Every year, 7,000 children go missing in Delhi and 1,500 of them remain untraced. Many of them are lured by traffickers to be pushed into forced labour and prostitution. Inadequate punishment keeps the illegal trade thriving. DNA finds out that of the 544 persons charge-sheeted last year for kidnapping, only 50 were convicted
Ashima was too young to remember when her parents died. She stayed at her maternal aunt’s house in Bihar’s backwaters. She was kidnapped by unknown people and brought to Delhi when she was nine. She was kept in a house that always looked strange to her. She was given good dresses and food. But the innocent girl had no idea of the future that lay ahead.
On her 11th birthday, she was taken to a brothel on Delhi’s GB Road — the city’s main red light district stretching from Ajmeri Gate to Lahori Gate parallel to the railway tracks. One day when she said ‘no’ to a much older customer, she was tied to a pole and brutally thrashed with belts, boots and sticks. She was then raped by five men. For four years, she was forced to sleep with a number of customers every night, as multi-storey brothels came alive and shops shut downstairs.
There are an estimated 46 million people enslaved worldwide, with more than 18 million living in India, according to the 2016 Global Slavery Index. Thousands of people – largely poor, rural women and children – are lured to India’s towns and cities each year by traffickers who promise good jobs. Some end up as domestic workers, or are forced to work in small industries. Many are pushed into brothels where they are sexually exploited.
Almost 20,000 women and children were victims of human trafficking in India in 2016, a rise of nearly 25 per cent from the previous year, government data released in March this year showed. The highest number of victims were recorded in West Bengal. Police officials also attribute the rise to increased public awareness of trafficking-related crimes, and more police training.

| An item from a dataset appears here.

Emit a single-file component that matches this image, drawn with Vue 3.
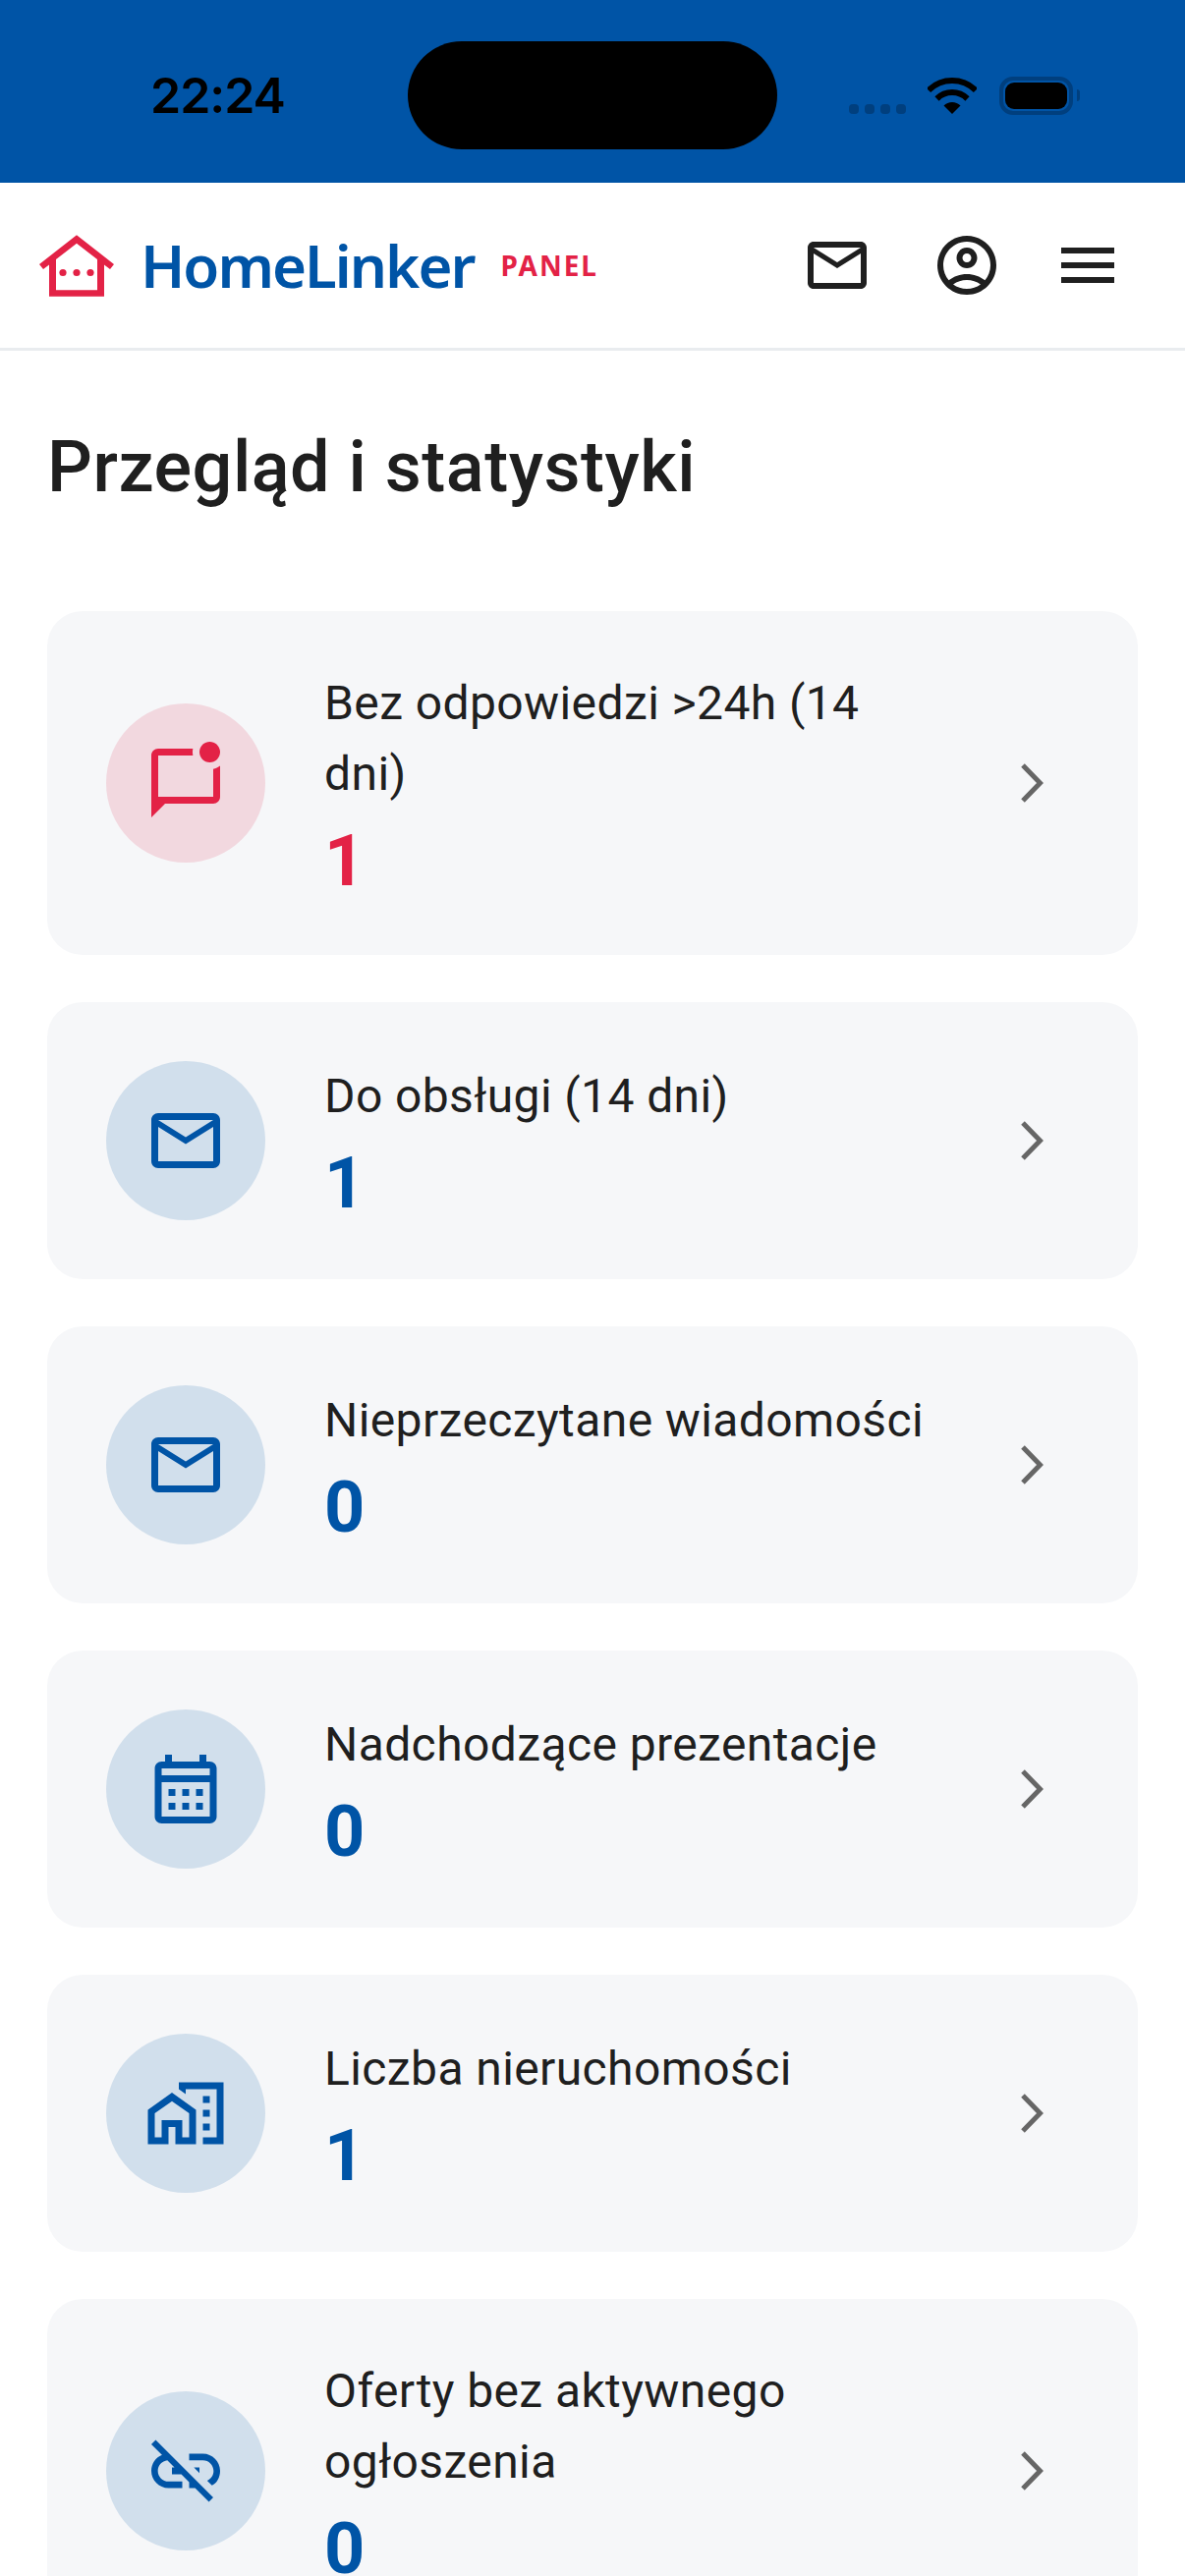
<script setup>
const paths = {
  chat: "M22 6.98V16c0 1.1-.9 2-2 2H6l-4 4V4c0-1.1.9-2 2-2h10.1c-.06.32-.1.66-.1 1s.04.68.1 1H4v12h16V7.9c.74-.15 1.42-.48 2-.92zM16 3c0 1.66 1.34 3 3 3s3-1.34 3-3-1.34-3-3-3-3 1.34-3 3z",
  mail: "M22 6c0-1.1-.9-2-2-2H4c-1.1 0-2 .9-2 2v12c0 1.1.9 2 2 2h16c1.1 0 2-.9 2-2V6zm-2 0l-8 5-8-5h16zm0 12H4V8l8 5 8-5v10z",
  calendar: "M19 4h-1V2h-2v2H8V2H6v2H5c-1.11 0-1.99.9-1.99 2L3 20c0 1.1.89 2 2 2h14c1.1 0 2-.9 2-2V6c0-1.1-.9-2-2-2zm0 16H5V10h14v10zm0-12H5V6h14v2zM9 14H7v-2h2v2zm4 0h-2v-2h2v2zm4 0h-2v-2h2v2zm-8 4H7v-2h2v2zm4 0h-2v-2h2v2zm4 0h-2v-2h2v2z",
  homes: "M1 11v10h6v-5h2v5h6V11L8 6l-7 5zm12 8h-2v-5H5v5H3v-7l5-3.5 5 3.5v7zM17 7h2v2h-2zM17 11h2v2h-2zM17 15h2v2h-2zM10 3v1.97l2 1.43V5h9v14h-4v2h6V3z",
  linkOff: "M14.39 11L16 12.61V11zM17 7h-4v1.9h4c1.71 0 3.1 1.39 3.1 3.1 0 1.27-.77 2.37-1.87 2.84l1.4 1.4C21.05 15.59 22 13.9 22 12c0-2.76-2.24-5-5-5zM2 4.27l3.11 3.11C3.29 8.12 2 9.91 2 12c0 2.76 2.24 5 5 5h4v-1.9H7c-1.71 0-3.1-1.39-3.1-3.1 0-1.59 1.21-2.9 2.76-3.07L8.73 11H8v2h2.73L13 15.27V17h1.73l4.01 4L20 19.74 3.27 3 2 4.27z",
  account: "M12 2C6.48 2 2 6.48 2 12s4.48 10 10 10 10-4.48 10-10S17.52 2 12 2zM7.35 18.5C8.66 17.56 10.26 17 12 17s3.34.56 4.65 1.5C15.34 19.44 13.74 20 12 20s-3.34-.56-4.65-1.5zm10.79-1.38C16.45 15.8 14.32 15 12 15s-4.45.8-6.14 2.12C4.7 15.73 4 13.95 4 12c0-4.42 3.58-8 8-8s8 3.58 8 8c0 1.95-.7 3.73-1.86 5.12zM12 6c-1.93 0-3.5 1.57-3.5 3.5S10.07 13 12 13s3.5-1.57 3.5-3.5S13.93 6 12 6zm0 5c-.83 0-1.5-.67-1.5-1.5S11.17 8 12 8s1.5.67 1.5 1.5S12.83 11 12 11z",
  menu: "M3 18h18v-2H3v2zm0-5h18v-2H3v2zm0-7v2h18V6H3z",
}

const stats = [
  { id: 1, label: "Bez odpowiedzi >24h (14 dni)", value: 1, icon: paths.chat, alert: true },
  { id: 2, label: "Do obsługi (14 dni)", value: 1, icon: paths.mail },
  { id: 3, label: "Nieprzeczytane wiadomości", value: 0, icon: paths.mail },
  { id: 4, label: "Nadchodzące prezentacje", value: 0, icon: paths.calendar },
  { id: 5, label: "Liczba nieruchomości", value: 1, icon: paths.homes },
  { id: 6, label: "Oferty bez aktywnego ogłoszenia", value: 0, icon: paths.linkOff },
]
</script>

<template>
  <main class="screen">
    <div class="status-bar">
      <span class="time">22:24</span>
      <div class="island"></div>
      <div class="signal">
        <i></i><i></i><i></i><i></i>
      </div>
      <svg class="wifi" width="50" height="37" viewBox="0 0 50 37">
        <path d="M1 13A34 34 0 0 1 49 13" fill="none" stroke="#000" stroke-width="6" />
        <path d="M9.5 21.5A22 22 0 0 1 40.5 21.5" fill="none" stroke="#000" stroke-width="6" />
        <path d="M25 37L16.5 28.5A12 12 0 0 1 33.5 28.5Z" fill="#000" />
      </svg>
      <div class="battery"><div class="battery-fill"></div></div>
      <div class="battery-nub"></div>
    </div>

    <header class="top-bar">
      <svg class="logo" width="76" height="63" viewBox="40 235.5 76 63">
        <path
          fill="#e32246"
          fill-rule="evenodd"
          d="M78 235.7L116 265.5L112 270.5L106 266V298.3H50V266L44 270.5L40 265.5ZM78 244.3L57 260.5V291.7H99V260.5Z"
        />
        <circle cx="64" cy="274" r="3.6" fill="#e32246" />
        <circle cx="78" cy="274" r="3.6" fill="#e32246" />
        <circle cx="92" cy="274" r="3.6" fill="#e32246" />
      </svg>
      <span class="brand">HomeLinker</span>
      <span class="panel">PANEL</span>
      <div class="top-actions">
        <svg class="top-icon" viewBox="0 0 24 24"><path :d="paths.mail" /></svg>
        <svg class="top-icon" viewBox="0 0 24 24"><path :d="paths.account" /></svg>
        <svg class="top-icon" viewBox="0 0 24 24"><path :d="paths.menu" /></svg>
      </div>
    </header>

    <section class="content">
      <h1>Przegląd i statystyki</h1>
      <div class="cards">
        <div v-for="stat in stats" :key="stat.id" class="card" :class="{ alert: stat.alert }">
          <div class="circle">
            <svg class="card-icon" viewBox="0 0 24 24"><path :d="stat.icon" /></svg>
          </div>
          <div class="info">
            <p class="label">{{ stat.label }}</p>
            <p class="value">{{ stat.value }}</p>
          </div>
          <svg class="chevron" width="24" height="40" viewBox="0 0 24 40">
            <path d="M3 2L20.5 20L3 38" fill="none" stroke="#666" stroke-width="5" />
          </svg>
        </div>
      </div>
    </section>
  </main>
</template>

<style scoped>
.screen {
  height: 2622px;
  overflow: hidden;
  background: #fff;
  font-family: Roboto, sans-serif;
  color: #1f1f1f;
}

.status-bar {
  height: 186px;
  box-sizing: border-box;
  padding: 42px 0 34px 153px;
  background: #0054a6;
  display: flex;
  align-items: center;
}

.time {
  width: 262px;
  font-family: Inter, sans-serif;
  font-size: 50px;
  font-weight: 600;
  letter-spacing: -1px;
  color: #000;
}

.island {
  width: 376px;
  height: 110px;
  border-radius: 55px;
  background: #000;
  margin-right: 73px;
}

.signal {
  display: flex;
  gap: 6px;
  align-self: flex-end;
  margin-bottom: 36px;
  width: 58px;
}

.signal i {
  width: 10px;
  height: 10px;
  border-radius: 4px;
  background: #003f7e;
}

.wifi {
  margin-left: 22px;
}

.battery {
  width: 75px;
  height: 39px;
  box-sizing: border-box;
  margin-left: 23px;
  border: 4px solid #003f7e;
  border-radius: 14px;
  padding: 2px;
}

.battery-fill {
  height: 100%;
  border-radius: 9px;
  background: #000;
}

.battery-nub {
  width: 3px;
  height: 12px;
  margin-left: 4px;
  border-radius: 0 4px 4px 0;
  background: #003f7e;
}

.top-bar {
  height: 171px;
  box-sizing: border-box;
  padding: 0 63px 0 40px;
  border-bottom: 3px solid #e9ecef;
  display: flex;
  align-items: center;
}

.brand {
  margin-left: 27px;
  font-family: "Noto Sans", sans-serif;
  font-size: 60px;
  font-weight: 600;
  letter-spacing: -2px;
  color: #0054a6;
}

.panel {
  margin-left: 27px;
  font-family: "Noto Sans", sans-serif;
  font-size: 28px;
  font-weight: 700;
  letter-spacing: 2px;
  color: #e32246;
}

.top-actions {
  margin-left: auto;
  display: flex;
  align-items: center;
}

.top-icon {
  width: 72px;
  height: 72px;
  fill: #1f1f1f;
}

.top-icon:nth-child(1) {
  margin-right: 60px;
}

.top-icon:nth-child(2) {
  margin-right: 51px;
}

.content {
  padding: 0 48px;
}

h1 {
  margin: 0;
  padding: 76px 0 103px;
  font-size: 72px;
  line-height: 86px;
  font-weight: 500;
  letter-spacing: 0.5px;
}

.cards {
  display: flex;
  flex-direction: column;
  gap: 48px;
}

.card {
  display: flex;
  align-items: center;
  padding: 60px 96px 60px 60px;
  border-radius: 36px;
  background: #f6f7f9;
}

.circle {
  flex: none;
  width: 162px;
  height: 162px;
  border-radius: 50%;
  background: #d1dfec;
  display: flex;
  align-items: center;
  justify-content: center;
}

.card-icon {
  width: 84px;
  height: 84px;
  fill: #0054a6;
}

.info {
  flex: 1;
  margin: 0 90px 0 60px;
}

.label {
  margin: -2px 0 0;
  font-size: 48px;
  line-height: 72px;
  letter-spacing: 0.4px;
}

.value {
  margin: 18px 0 0;
  font-size: 72px;
  line-height: 70px;
  font-weight: 700;
  color: #0054a6;
}

.chevron {
  flex: none;
}

.alert .circle {
  background: #f2d8df;
}

.alert .card-icon {
  fill: #e32246;
}

.alert .value {
  color: #e32246;
}
</style>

Every year, more than 7,000 children go missing, and 1,500 of them remain untraced in Delhi, the second highest in the country after Maharashtra. Many of them are never found. Data tabled in the Lok Sabha recently revealed that in the past three years more than 22,000 children went missing in Delhi. Nine thousand are yet to be traced.
As many as 6,921 children were reported missing in 2016, of which 5,109 were traced while the remaining 1,812 could not be found, latest government data shows. In 2017, till July, 3,544 children were reported missing, of which 1,372 are yet to be traced, the data shows.
But only 78 persons were convicted for kidnapping and abduction of children in 2014, of the total 612 who were charge-sheeted. In 2015, the number of persons convicted remained 67. A total of 569 persons had been charge-sheeted.
In May this year, following a tip-off, a team of the Delhi police and the Delhi Commission for Women (DCW) raided brothel number 58 on GB Road and rescued Ashima. Shocked, and reluctant to speak, she initially said that she was 20. But as she opened up and narrated her ordeal, she admitted that she was 15. The brothel owner had instructed her that whenever there was a police raid she should reveal her age as 20, and that she was in this profession by choice.
She also told the police that in the past she had tried to escape from the brothel a couple of times, but was always caught as there are CCTV cameras installed all around. Every time, she was brutally beaten and thrown again into prostitution.
The US continues to place India in tier-2 of its annual report on human trafficking, arguing that the country does not fully meet the minimum standards for elimination of trafficking. “Most of India’s trafficking problem is internal, and those from the most disadvantaged social strata — lowest caste Dalits, members of tribal communities, religious minorities, and women and girls from excluded groups — are most vulnerable,” a recent US State Department report said.
However, it’s not just girls. Ayub can barely recall how he landed with a family in Lucknow. “I was very young. I do not remember how I reached there. I later realised that it was not my family. I was nothing more than a servant. Abuses and tortures were a routine,” he said.
It was in 2012 that he somehow reached the New Delhi railway station, and stayed there for a year. During this time, he sold newspapers, water bottles at the station, begged, and was also often made to travel to Rajasthan to beg. It did not take him long to understand that he was again in the hands of a syndicate that exploited beggars.
“It was in 2012 that I came to Delhi and met with an accident. None of those who claimed to be my caretakers came forward to help with the treatment. I was hospitalised for some time, and then was handed over to Asha Grih, a rehabilitation programme run by Believers Church Organisation of Bishop K.P. Yohannan. I was probably in safe hands for the first time”.
A year later, Ayub was admitted to a school. He is in Class 9 now. “I want to be an engineer,” he said with a smile.